The ability to defer taxes through a 1031 Exchange can make or break a real estate transaction.  But federal tax law does not treat all real estate owners equally. Under IRC Section 1031(a)(2), real property held “primarily for sale” in the ordinary course of a trade or business is excluded from Section 1031 and may be subject to ordinary income taxes in the event of a sale.

Generally, land held for investment purposes can be swapped for “like kind” property without triggering taxable gain. However, certain property is excluded from 1031 because, under IRC Section 1221(a)(1), it is not a capital asset, including:

(i)   Stock in trade of the taxpayer
(ii)  Inventory; or
(iii) Property held by the taxpayer primarily for sale to customers in the ordinary course of a trade or business.

Such property, including any real estate which qualifies as inventory, is excluded from 1031 treatment and, upon sale, is taxed at ordinary income rates. This means that active developers dealing in subdivided property for sale in the ordinary course of business may be excluded from capital gains tax treatment.

The key is whether the real property at issue is a capital asset or inventory. Capital assets are assets held as an investment or for productive use in a business.  Inventory or stock in trade is fundamentally different from capital assets in that it is held for the purpose of resale to customers in the ordinary course of business.

Whether real estate is a capital asset eligible for 1031 depends both on the nature of the owner’s business and the owner’s activities with respect to the property. A real estate developer marketing subdivided lots and spec homes for sale may qualify as a dealer selling inventory.  The same party holding separate land for investment without subdivision or major development may be an investor. Meanwhile, a part-time investor actively marketing property for sale may not be deemed a dealer because the activities do not constitute a trade or business. See Evans v. IRS, T.C. Memo. 2016-7 (Jan. 11, 2016).

There are no bright lines.

In the Ninth Judicial Circuit, which includes California, Washington, Oregon, Alaska, Idaho, Nevada, Arizona, and Montana, courts look to five factors to determine the nature of the taxpayer’s business and whether property is held primarily for sale to customers in the ordinary course of the taxpayer’s business:

  1. The purpose for which the property was acquired;
  2. The frequency and continuity of property sales over an extended period;
  3. The nature and extent of the taxpayer’s business;
  4. The activity of the taxpayer with respect to the property; and
  5. The extent and substantiality of the taxpayer’s transactions.

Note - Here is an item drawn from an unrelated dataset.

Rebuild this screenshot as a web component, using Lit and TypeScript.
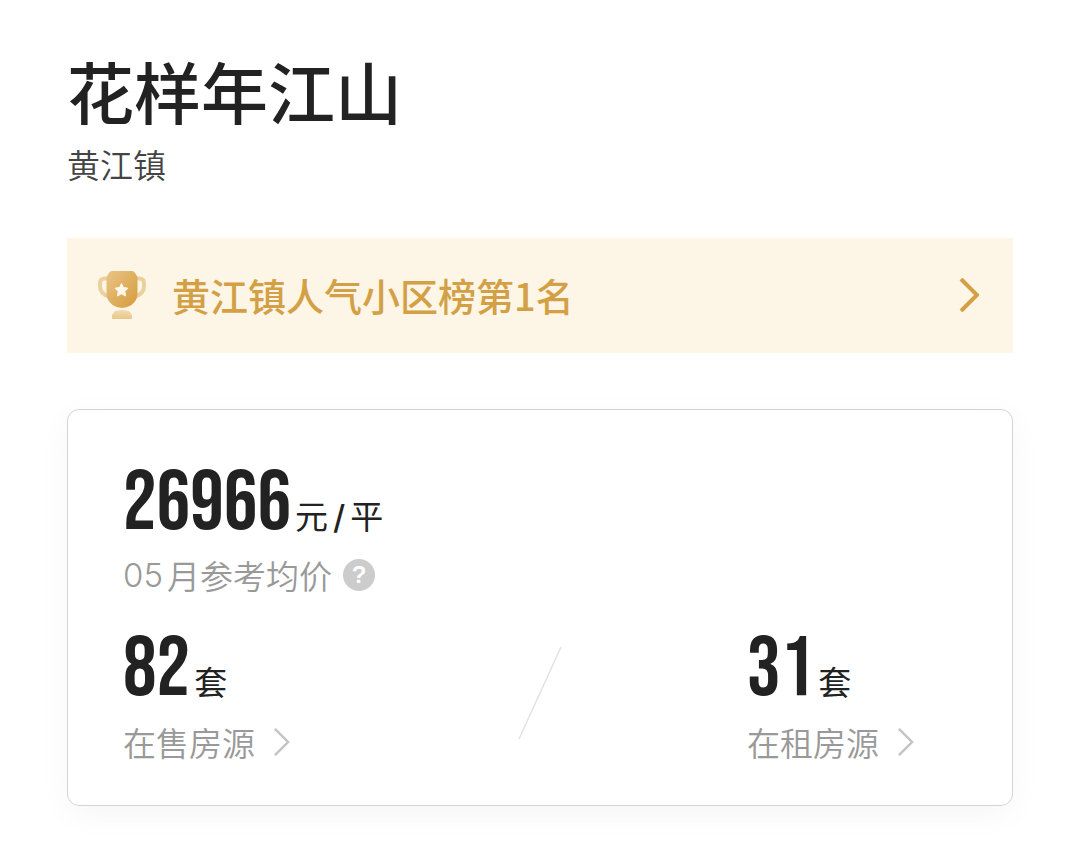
import { LitElement, html, css, svg } from "lit";
import { customElement, property } from "lit/decorators.js";

@customElement("chevron-icon")
class ChevronIcon extends LitElement {
  static styles = css`
    :host {
      display: block;
      width: 20px;
      height: 34px;
    }
    svg {
      display: block;
      width: 100%;
      height: 100%;
    }
  `;

  @property({ type: Number }) weight = 3;

  render() {
    return html`<svg viewBox="0 0 20 34" fill="none" aria-hidden="true">
      <path d="M2 1 18 17 2 33" stroke="currentColor" stroke-width=${this.weight} />
    </svg>`;
  }
}

const figures = css`
  .value {
    display: flex;
    align-items: baseline;
    gap: 4px;
    color: #222;
  }
  .number {
    font: 400 84px/76px "Bebas Neue", "Roboto Condensed", sans-serif;
  }
  .unit {
    font-size: 33px;
    font-weight: 400;
    line-height: 40px;
  }
`;

@customElement("listing-count")
class ListingCount extends LitElement {
  static styles = [
    figures,
    css`
      :host {
        display: block;
        width: 210px;
      }
      .link {
        display: flex;
        align-items: center;
        gap: 18px;
        margin-top: 12px;
        color: #999;
        font-size: 33px;
        font-weight: 350;
        line-height: 44px;
        text-decoration: none;
      }
      .arrow {
        width: 17px;
        height: 28px;
        color: #c4c4c4;
      }
    `,
  ];

  @property({ type: Number }) count = 0;
  @property() label = "";

  render() {
    return html`
      <div class="value"><span class="number">${this.count}</span><span class="unit">套</span></div>
      <a class="link" href="#">${this.label}<chevron-icon class="arrow" .weight=${3}></chevron-icon></a>
    `;
  }
}

const trophy = svg`
  <defs>
    <linearGradient id="cup" x1="0" y1="0" x2="1" y2="1">
      <stop offset="0" stop-color="#e9c488" />
      <stop offset="1" stop-color="#d59b3a" />
    </linearGradient>
    <linearGradient id="base" x1="0" y1="0" x2="0" y2="1">
      <stop offset="0" stop-color="#f1dcb2" />
      <stop offset="1" stop-color="#e8c68a" />
    </linearGradient>
  </defs>
  <path d="M11 8.500H8Q3 8.500 3 13v3q0 8 9 10.500M39 8.500h3q5 0 5 4.500v3q0 8-9 10.500" fill="none" stroke="#ecd19c" stroke-width="4" />
  <path d="M15 1h20q2 0 3 2l2.500 4v17q0 6-6 11-5 3-9.500 3t-9.500-3q-6-5-6-11V7L12 3q1-2 3-2z" fill="url(#cup)" />
  <path d="M18 41q7-2 14 0l3 4v3q0 1-1 1H16q-1 0-1-1v-3z" fill="url(#base)" />
  <path d="m24.500 13.500 2 4 4.500.7-3.200 3.200.8 4.600-4.100-2.200-4.100 2.200.8-4.600L18 18.200l4.500-.7z" fill="#fff8ea" stroke="#fff8ea" stroke-linejoin="round" />
`;

@customElement("app-root")
class AppRoot extends LitElement {
  static styles = [
    figures,
    css`
      :host {
        display: block;
        box-sizing: border-box;
        min-height: 100vh;
        padding: 52px 67px 62px;
        background: #fff;
        color: #222;
        font-family: "Noto Sans CJK SC", sans-serif;
      }
      .title {
        margin: 0;
        font-size: 67px;
        font-weight: 500;
        line-height: 76px;
      }
      .district {
        margin: 14px 0 0;
        color: #444;
        font-size: 33px;
        font-weight: 350;
        line-height: 44px;
      }
      .banner {
        display: flex;
        align-items: center;
        margin-top: 52px;
        padding: 29px 34px 30px 30px;
        background: #fdf5e6;
        color: #d3a045;
        font-size: 38px;
        font-weight: 500;
        line-height: 56px;
        text-decoration: none;
      }
      .trophy {
        width: 50px;
        height: 50px;
        margin-right: 25px;
      }
      .banner-arrow {
        margin-left: auto;
      }
      .card {
        margin-top: 56px;
        padding: 56px 55px 41px;
        border: 1px solid #d4d4d4;
        border-radius: 12px;
        box-shadow: 0 8px 32px rgba(0, 0, 0, 0.04);
      }
      .per {
        margin: 0 5px;
        font-family: Inter, sans-serif;
        font-weight: 500;
      }
      .caption {
        display: flex;
        align-items: center;
        margin-top: 11px;
        color: #999;
        font-size: 33px;
        font-weight: 350;
        line-height: 44px;
      }
      .month {
        margin-right: 4px;
        font-family: Inter, sans-serif;
        font-weight: 300;
      }
      .help {
        width: 32px;
        height: 32px;
        margin-left: 11px;
        padding: 0;
        border: 0;
        border-radius: 50%;
        background: #ccc;
        color: #fff;
        font: 700 24px/32px "Liberation Sans", sans-serif;
      }
      .counts {
        display: flex;
        justify-content: space-between;
        align-items: flex-start;
        margin-top: 35px;
      }
      .slash {
        width: 44px;
        height: 94px;
        margin-top: 14px;
      }
    `,
  ];

  render() {
    return html`
      <h1 class="title">花样年江山</h1>
      <p class="district">黄江镇</p>
      <a class="banner" href="#">
        <svg class="trophy" viewBox="0 0 50 50" aria-hidden="true">${trophy}</svg>
        黄江镇人气小区榜第1名
        <chevron-icon class="banner-arrow" .weight=${4}></chevron-icon>
      </a>
      <section class="card">
        <div class="value">
          <span class="number">26966</span><span class="unit">元<span class="per">/</span>平</span>
        </div>
        <div class="caption">
          <span class="month">05</span>月参考均价
          <button class="help" type="button" aria-label="均价说明">?</button>
        </div>
        <div class="counts">
          <listing-count .count=${82} .label=${"在售房源"}></listing-count>
          <svg class="slash" viewBox="0 0 44 94" aria-hidden="true">
            <path d="M1 93 43 1" stroke="#e2e2e2" stroke-width="1.500" />
          </svg>
          <listing-count .count=${31} .label=${"在租房源"}></listing-count>
        </div>
      </section>
    `;
  }
}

See Redwood Empire Sav. & Loan Ass’n v. Comm’r, 628 F.2d 516, 517 (9th Cir. 1980); Pool v. Comm’r, 251 F.2d 233, 237 (9th Cir. 1957); Evans, T.C. Memo. 2016-7.

The more the facts suggesting the taxpayer is in the business of selling real estate and the property was held for sale in the ordinary course, the higher the likelihood the property will be deemed inventory, excluded from like-kind exchange treatment, and, upon sale, subject to ordinary income tax rates.

IRS Safe Harbor? Don’t Bet on It

Section 1237 of the Internal Revenue Code contains a safe harbor that allows a taxpayer to sell up to five lots and pay tax at the long-term capital gains rate if certain requirements are met.  However, the requirements are burdensome. For example, the development entity must hold the property for five years, and the developer must not make any significant improvements during the holding period. This is only a partial list of requirements.  Because few developers mothball property for such long periods without development, the safe harbor may have little practical value.

Structuring to Minimize Taxes

There are no guarantees about how the IRS may view real estate sales.  However, good practice for developers holding property as investments is to place the property in an entity separate from their inventory properties. The investment property should be managed discretely consistent with its purpose as an investment. Also, an investor seeking to qualify for like-kind exchange treatment should consider limiting the amount of development and advertising activities with respect to the investment property.